Briefly discuss the implications of the financial statement presentation project for the reporting of stockholders’ equity.

(Stock Dividends) Kulikowski Inc., a client, is considering the authorization of a 10% common stock dividend to common stockholders. The financial vice president of Kulikowski wishes to discuss the accounting implications of such an authorization with you before the next meeting of the board of directors.

Instructions

  1. The first topic the vice president wishes to discuss is the nature of the stock dividend to the recipient. Discuss the case against considering the stock dividend as income to the recipient.
  2. The other topic for discussion is the propriety of issuing the stock dividend to all “stockholders of record” or to “stockholders of record exclusive of shares held in the name of the corporation as treasury stock.” Discuss the case against issuing stock dividends on treasury shares.

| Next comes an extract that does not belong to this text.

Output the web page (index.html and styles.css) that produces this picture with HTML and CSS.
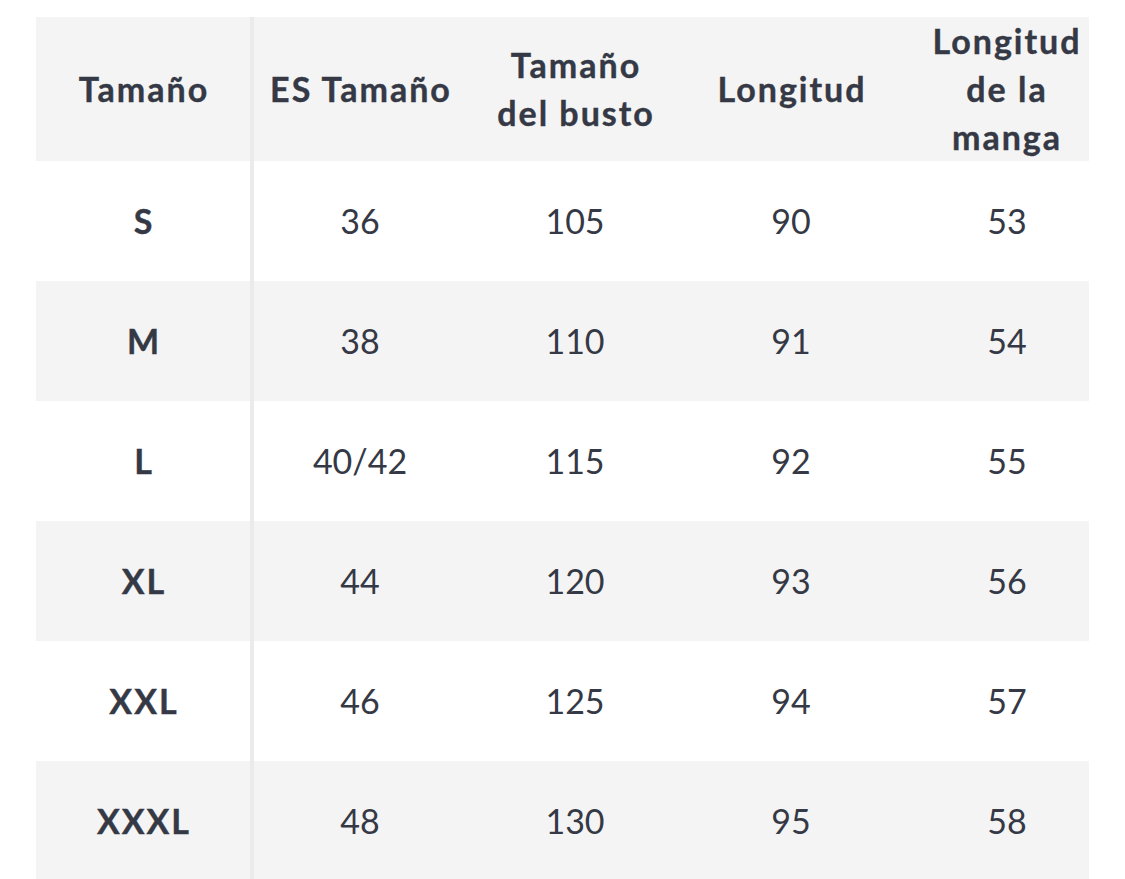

(Stock Dividends and Splits) The directors of Merchant Corporation are considering the issuance of a stock dividend. They have asked you to discuss the proposed action by answering the following questions.

Instructions

  1. What is a stock dividend? How is a stock dividend distinguished from a stock split (1) from a legal standpoint and (2) from an accounting standpoint?
  2. For what reasons does a corporation usually declare a stock dividend? A stock split?
  3. Discuss the amount, if any, of retained earnings to be capitalized in connection with a stock dividend

Wilco Corporation has the following account balances at December 31, 2017.

Common stock, \(5 par value \) 510,000

Treasury stock 90,000

Retained earnings 2,340,000

Paid-in capital in excess of par—common stock 1,320,000

Prepare Wilco’s December 31, 2017, stockholders’ equity section.

(Computation of Retained Earnings) The following information has been taken from the ledger accounts of Isaac Stern Corporation.

Total income since incorporation $317,000

Cash dividends paid 60,000

Total value of stock dividends distributed 30,000

Gains on treasury stock transactions 18,000

Unamortized discount on bonds payable 32,000

Instructions

Determine the current balance of retained earnings.